======== Extracted records
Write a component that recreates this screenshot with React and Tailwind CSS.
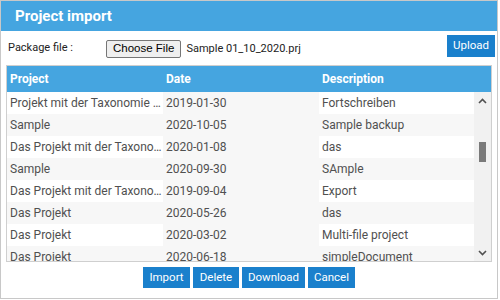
import React from "react";

const rows = [
  ["Projekt mit der Taxonomie …", "2019-01-30", "Fortschreiben"],
  ["Sample", "2020-10-05", "Sample backup"],
  ["Das Projekt mit der Taxono…", "2020-01-08", "das"],
  ["Sample", "2020-09-30", "SAmple"],
  ["Das Projekt mit der Taxono…", "2019-09-04", "Export"],
  ["Das Projekt", "2020-05-26", "das"],
  ["Das Projekt", "2020-03-02", "Multi-file project"],
  ["Das Projekt", "2020-06-18", "simpleDocument"],
];

export default function App() {
  return (
    <div className="w-[500px] h-[300px] bg-white font-['Roboto',sans-serif]">
      <div className="w-[498px] h-[299px] border border-[#c8c8c8] flex flex-col">
        <div className="h-[30px] bg-[#45a5e0] flex items-center pl-[14px] text-white font-bold text-[15px]">
          Project import
        </div>
        <div className="h-[34px] flex items-center pl-[7px] pr-[2px]">
          <span className="text-[11px] text-[#222] w-[98px]">Package file :</span>
          <span className="h-[18px] px-[6px] flex items-center border border-[#767676] rounded-[2px] bg-[#efefef] text-[11.5px] text-black font-['Liberation_Sans',sans-serif] mt-[2px]">
            Choose File
          </span>
          <span className="ml-[5px] text-[11px] text-[#222] mt-[2px]">Sample 01_10_2020.prj</span>
          <span className="ml-auto h-[22px] w-[48px] flex items-center justify-center bg-[#1a80cc] text-white text-[11.5px] -mt-[4px]">
            Upload
          </span>
        </div>
        <div className="mx-[5px] border border-[#cfcfcf] flex flex-col">
          <div className="h-[26px] bg-[#45a5e0] flex items-center text-white font-bold text-[12px]">
            <div className="w-[156px] pl-[3px]">Project</div>
            <div className="w-[156px] pl-[3px]">Date</div>
            <div className="flex-1 pl-[3px]">Description</div>
          </div>
          <div className="h-[169px] flex">
            <div className="flex-1 overflow-hidden">
              {rows.map((r, i) => (
                <div
                  key={i}
                  className={
                    "h-[22px] flex items-center text-[12px] text-[#505050] " +
                    (i % 2 === 1 ? "bg-[#f7f7f7]" : "bg-white")
                  }
                >
                  <div className="w-[156px] pl-[3px] whitespace-nowrap overflow-hidden">{r[0]}</div>
                  <div className="w-[156px] h-full flex items-center pl-[3px] bg-[#f7f7f7]">{r[1]}</div>
                  <div className="flex-1 pl-[3px] whitespace-nowrap overflow-hidden">{r[2]}</div>
                </div>
              ))}
            </div>
            <div className="w-[17px] bg-[#f1f1f1] flex flex-col items-center">
              <svg width="17" height="17" viewBox="0 0 17 17" className="mt-[1px]">
                <path d="M5 10 L8.5 6.5 L12 10" fill="none" stroke="#505050" strokeWidth="1.6" />
              </svg>
              <div className="mt-[32px] w-[7px] h-[20px] bg-[#7a7a7a]" />
              <div className="flex-1" />
              <svg width="17" height="17" viewBox="0 0 17 17">
                <path d="M5 7 L8.5 10.5 L12 7" fill="none" stroke="#505050" strokeWidth="1.6" />
              </svg>
            </div>
          </div>
        </div>
        <div className="flex justify-center gap-[3px] mt-[5px]">
          {[
            ["Import", "w-[47px]"],
            ["Delete", "w-[46px]"],
            ["Download", "w-[63px]"],
            ["Cancel", "w-[47px]"],
          ].map(([t, w]) => (
            <span
              key={t}
              className={w + " h-[21px] flex items-center justify-center bg-[#1a80cc] text-white text-[11.5px]"}
            >
              {t}
            </span>
          ))}
        </div>
      </div>
    </div>
  );
}
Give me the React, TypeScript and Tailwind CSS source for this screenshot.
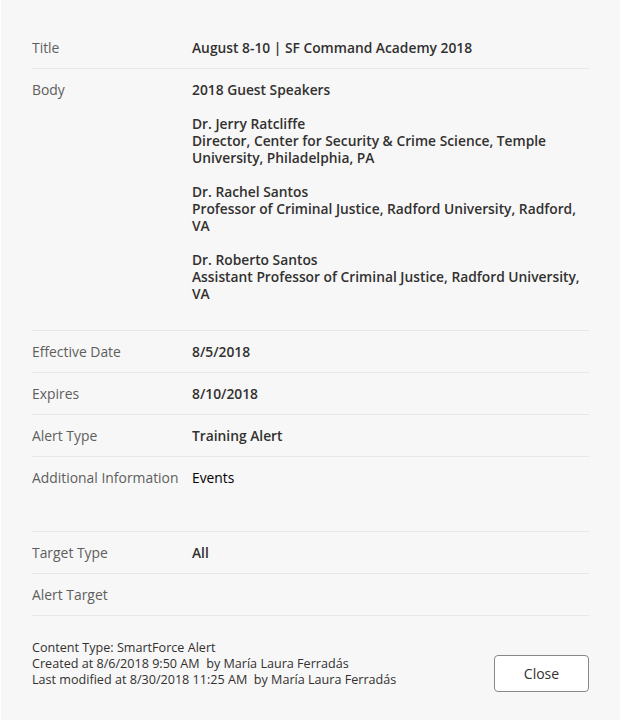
const font = { fontFamily: '"Open Sans", "Noto Sans", Arial, sans-serif' }

interface RowProps {
  label: string
  children?: React.ReactNode
  className?: string
}

function Row({ label, children, className = '' }: RowProps) {
  return (
    <div className={`flex border-b border-[#e8e8e8] pt-[11px] pb-[10px] ${className}`}>
      <div className="w-[160px] shrink-0 text-[13.9px] leading-5 text-[#605e5c]">{label}</div>
      <div className="flex-1 min-w-0 text-[13.8px] leading-5 font-semibold text-[#323130]">{children}</div>
    </div>
  )
}

export default function App() {
  return (
    <div className="w-[620px] h-[720px] bg-[#f7f7f7] border-l border-[#ffffff]" style={font}>
      <div className="px-[31px] pt-[27px]">
        <Row label="Title">August 8-10 | SF Command Academy 2018</Row>
        <Row label="Body" className="pb-[28px]">
          <div className="leading-[17px] pt-[1px]">
            2018 Guest Speakers
            <br />
            <br />
            Dr. Jerry Ratcliffe
            <br />
            Director, Center for Security &amp; Crime Science, Temple University, Philadelphia, PA
            <br />
            <br />
            Dr. Rachel Santos
            <br />
            Professor of Criminal Justice, Radford University, Radford, VA
            <br />
            <br />
            Dr. Roberto Santos
            <br />
            Assistant Professor of Criminal Justice, Radford University, VA
          </div>
        </Row>
        <Row label="Effective Date">8/5/2018</Row>
        <Row label="Expires">8/10/2018</Row>
        <Row label="Alert Type">Training Alert</Row>
        <Row label="Additional Information" className="h-[75px]">
          <span className="font-normal text-black">Events</span>
        </Row>
        <Row label="Target Type">All</Row>
        <Row label="Alert Target" />

        <div className="flex items-end justify-between pt-[24px]">
          <div className="text-[12.6px] leading-4 text-[#323130] whitespace-pre">
            <div>Content Type: SmartForce Alert</div>
            <div>Created at 8/6/2018 9:50 AM  by María Laura Ferradás</div>
            <div>Last modified at 8/30/2018 11:25 AM  by María Laura Ferradás</div>
          </div>
          <button className="w-[95px] h-[37px] mb-[-4px] rounded-[4px] border border-[#8a8886] bg-white text-[14px] text-[#323130]">
            Close
          </button>
        </div>
      </div>
    </div>
  )
}
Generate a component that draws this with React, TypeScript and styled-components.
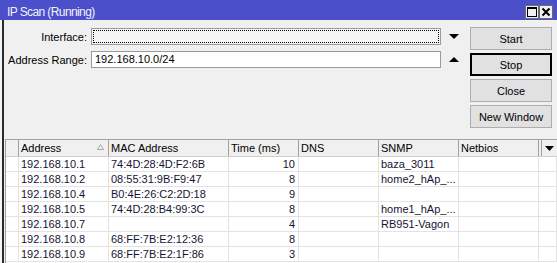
import React from "react";
import styled, { createGlobalStyle } from "styled-components";

const GlobalStyle = createGlobalStyle`
  html, body {
    margin: 0;
    padding: 0;
    background: #f4f4f4;
  }
  * {
    box-sizing: border-box;
  }
`;

type Row = {
  address: string;
  mac: string;
  time: string;
  dns: string;
  snmp: string;
  netbios: string;
};

const rows: Row[] = [
  { address: "192.168.10.1", mac: "74:4D:28:4D:F2:6B", time: "10", dns: "", snmp: "baza_3011", netbios: "" },
  { address: "192.168.10.2", mac: "08:55:31:9B:F9:47", time: "8", dns: "", snmp: "home2_hAp_...", netbios: "" },
  { address: "192.168.10.4", mac: "B0:4E:26:C2:2D:18", time: "9", dns: "", snmp: "", netbios: "" },
  { address: "192.168.10.5", mac: "74:4D:28:B4:99:3C", time: "8", dns: "", snmp: "home1_hAp_...", netbios: "" },
  { address: "192.168.10.7", mac: "", time: "4", dns: "", snmp: "RB951-Vagon", netbios: "" },
  { address: "192.168.10.8", mac: "68:FF:7B:E2:12:36", time: "8", dns: "", snmp: "", netbios: "" },
  { address: "192.168.10.9", mac: "68:FF:7B:E2:1F:86", time: "3", dns: "", snmp: "", netbios: "" },
];

const COLS = "13px 90px 120px 70px 80px 80px 80px 1fr";

const App = () => {
  return (
    <>
      <GlobalStyle />
      <Window>
        <TitleBar>
          <TitleText>IP Scan (Running)</TitleText>
          <TitleButtons>
            <TitleButton>
              <svg width="12" height="12" viewBox="0 0 12 12">
                <rect x="1.5" y="1.5" width="9" height="9" fill="none" stroke="#000" strokeWidth="1" />
                <rect x="1" y="1" width="10" height="2" fill="#000" />
              </svg>
            </TitleButton>
            <TitleButton>
              <svg width="12" height="12" viewBox="0 0 12 12">
                <path d="M2.5 2.5 L9.5 9.5 M9.5 2.5 L2.5 9.5" stroke="#000" strokeWidth="2" />
              </svg>
            </TitleButton>
          </TitleButtons>
        </TitleBar>

        <Body>
          <Top>
            <Form>
              <FormRow>
                <Label>Interface:</Label>
                <Input $focused></Input>
                <Arrow>
                  <svg width="10" height="6" viewBox="0 0 10 6">
                    <path d="M0 0 H10 L5 5 Z" fill="#000" />
                  </svg>
                </Arrow>
              </FormRow>
              <FormRow>
                <Label>Address Range:</Label>
                <Input>192.168.10.0/24</Input>
                <Arrow>
                  <svg width="10" height="6" viewBox="0 0 10 6">
                    <path d="M0 5 H10 L5 0 Z" fill="#000" />
                  </svg>
                </Arrow>
              </FormRow>
            </Form>
            <Buttons>
              <Button>Start</Button>
              <Button $default>Stop</Button>
              <Button>Close</Button>
              <Button>New Window</Button>
            </Buttons>
          </Top>

          <Table>
            <HeaderRow>
              <HeadCell />
              <HeadCell>
                Address
                <SortMark>
                  <svg width="7" height="6" viewBox="0 0 7 6">
                    <path d="M0.5 5.5 H6.5 L3.5 0.5 Z" fill="none" stroke="#a8a8a8" strokeWidth="1" />
                  </svg>
                </SortMark>
              </HeadCell>
              <HeadCell>MAC Address</HeadCell>
              <HeadCell>Time (ms)</HeadCell>
              <HeadCell>DNS</HeadCell>
              <HeadCell>SNMP</HeadCell>
              <HeadCell>Netbios</HeadCell>
              <MenuCell>
                <svg width="9" height="5" viewBox="0 0 9 5">
                  <path d="M0 0 H9 L4.5 5 Z" fill="#000" />
                </svg>
              </MenuCell>
            </HeaderRow>
            {rows.map((r) => (
              <DataRow key={r.address}>
                <Cell />
                <Cell>{r.address}</Cell>
                <Cell>{r.mac}</Cell>
                <Cell $right>{r.time}</Cell>
                <Cell>{r.dns}</Cell>
                <Cell>{r.snmp}</Cell>
                <Cell>{r.netbios}</Cell>
                <Cell />
              </DataRow>
            ))}
          </Table>
        </Body>
      </Window>
    </>
  );
};

const Window = styled.div`
  width: 557px;
  height: 263px;
  overflow: hidden;
  display: flex;
  flex-direction: column;
  font-family: "Liberation Sans", Arial, sans-serif;
  font-size: 11px;
  color: #000;
`;

const TitleBar = styled.div`
  height: 20px;
  flex: none;
  background: #4b4fc9;
  display: flex;
  align-items: center;
  justify-content: space-between;
  padding: 1px 4px 0 7px;
`;

const TitleText = styled.div`
  color: #f2f2ff;
  font-size: 12px;
  letter-spacing: -0.6px;
  padding-top: 2px;
`;

const TitleButtons = styled.div`
  display: flex;
  gap: 0;
  margin-top: 2px;
`;

const TitleButton = styled.div`
  width: 14px;
  height: 14px;
  background: #f0f0f0;
  border: 1px solid #6a6a6a;
  display: flex;
  align-items: center;
  justify-content: center;
`;

const Body = styled.div`
  flex: 1;
  margin-left: 2px;
  border-left: 2px solid #2a2a2a;
  background: #f0f0f0;
  display: flex;
  flex-direction: column;
  padding-top: 5px;
`;

const Top = styled.div`
  display: flex;
  padding-right: 5px;
`;

const Form = styled.div`
  flex: 1;
  display: flex;
  flex-direction: column;
`;

const FormRow = styled.div`
  height: 23px;
  display: flex;
  align-items: center;
`;

const Label = styled.div`
  width: 83px;
  text-align: right;
  margin-right: 4px;
`;

const Input = styled.div<{ $focused?: boolean }>`
  flex: 1;
  height: 17px;
  background: ${(p) => (p.$focused ? "#f4f4f4" : "#ffffff")};
  border: 1px solid #9a9a9a;
  padding-left: 3px;
  line-height: 15px;
  outline: ${(p) => (p.$focused ? "1px dotted #000" : "none")};
  outline-offset: -3px;
`;

const Arrow = styled.div`
  width: 29px;
  display: flex;
  justify-content: center;
  padding-right: 4px;
`;

const Buttons = styled.div`
  width: 82px;
  display: flex;
  flex-direction: column;
  gap: 3px;
  padding-top: 2px;
`;

const Button = styled.div<{ $default?: boolean }>`
  height: 23px;
  background: #e1e1e1;
  border: 1px solid ${(p) => (p.$default ? "#000" : "#adadad")};
  box-shadow: ${(p) => (p.$default ? "inset 0 0 0 1px #000" : "none")};
  display: flex;
  align-items: center;
  justify-content: center;
`;

const Table = styled.div`
  margin: 11px 0 0 1px;
  flex: 1;
  background: #fff;
  border-left: 1px solid #a0a0a0;
  border-top: 1px solid #a0a0a0;
`;

const HeaderRow = styled.div`
  display: grid;
  grid-template-columns: ${COLS};
  height: 17px;
  background: #f0f0f0;
  border-bottom: 1px solid #d0d0d0;
`;

const HeadCell = styled.div`
  position: relative;
  border-right: 1px solid #a0a0a0;
  padding-left: 2px;
  line-height: 16px;
  white-space: nowrap;
  overflow: hidden;
`;

const SortMark = styled.span`
  position: absolute;
  right: 4px;
  top: 4px;
  display: flex;
`;

const MenuCell = styled.div`
  margin-left: 2px;
  border-left: 1px solid #a0a0a0;
  display: flex;
  align-items: center;
  justify-content: center;
`;

const DataRow = styled.div`
  display: grid;
  grid-template-columns: ${COLS};
  height: 15px;
  border-bottom: 1px solid #e3e3e3;
`;

const Cell = styled.div<{ $right?: boolean }>`
  border-right: 1px solid #e3e3e3;
  padding: 0 3px 0 2px;
  line-height: 14px;
  white-space: nowrap;
  overflow: hidden;
  color: #141432;
  text-align: ${(p) => (p.$right ? "right" : "left")};
`;

export default App;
================
§ Exercise
Your job is to reproduce the lines from the one with "Generate a component" through the one with "90px 120px 70px", both kept, exactly as they are. Leave out the pictures.

§ Task result
Generate a component that draws this with React, TypeScript and styled-components.
import React from "react";
import styled, { createGlobalStyle } from "styled-components";

const GlobalStyle = createGlobalStyle`
  html, body {
    margin: 0;
    padding: 0;
    background: #f4f4f4;
  }
  * {
    box-sizing: border-box;
  }
`;

type Row = {
  address: string;
  mac: string;
  time: string;
  dns: string;
  snmp: string;
  netbios: string;
};

const rows: Row[] = [
  { address: "192.168.10.1", mac: "74:4D:28:4D:F2:6B", time: "10", dns: "", snmp: "baza_3011", netbios: "" },
  { address: "192.168.10.2", mac: "08:55:31:9B:F9:47", time: "8", dns: "", snmp: "home2_hAp_...", netbios: "" },
  { address: "192.168.10.4", mac: "B0:4E:26:C2:2D:18", time: "9", dns: "", snmp: "", netbios: "" },
  { address: "192.168.10.5", mac: "74:4D:28:B4:99:3C", time: "8", dns: "", snmp: "home1_hAp_...", netbios: "" },
  { address: "192.168.10.7", mac: "", time: "4", dns: "", snmp: "RB951-Vagon", netbios: "" },
  { address: "192.168.10.8", mac: "68:FF:7B:E2:12:36", time: "8", dns: "", snmp: "", netbios: "" },
  { address: "192.168.10.9", mac: "68:FF:7B:E2:1F:86", time: "3", dns: "", snmp: "", netbios: "" },
];

const COLS = "13px 90px 120px 70px 80px 80px 80px 1fr";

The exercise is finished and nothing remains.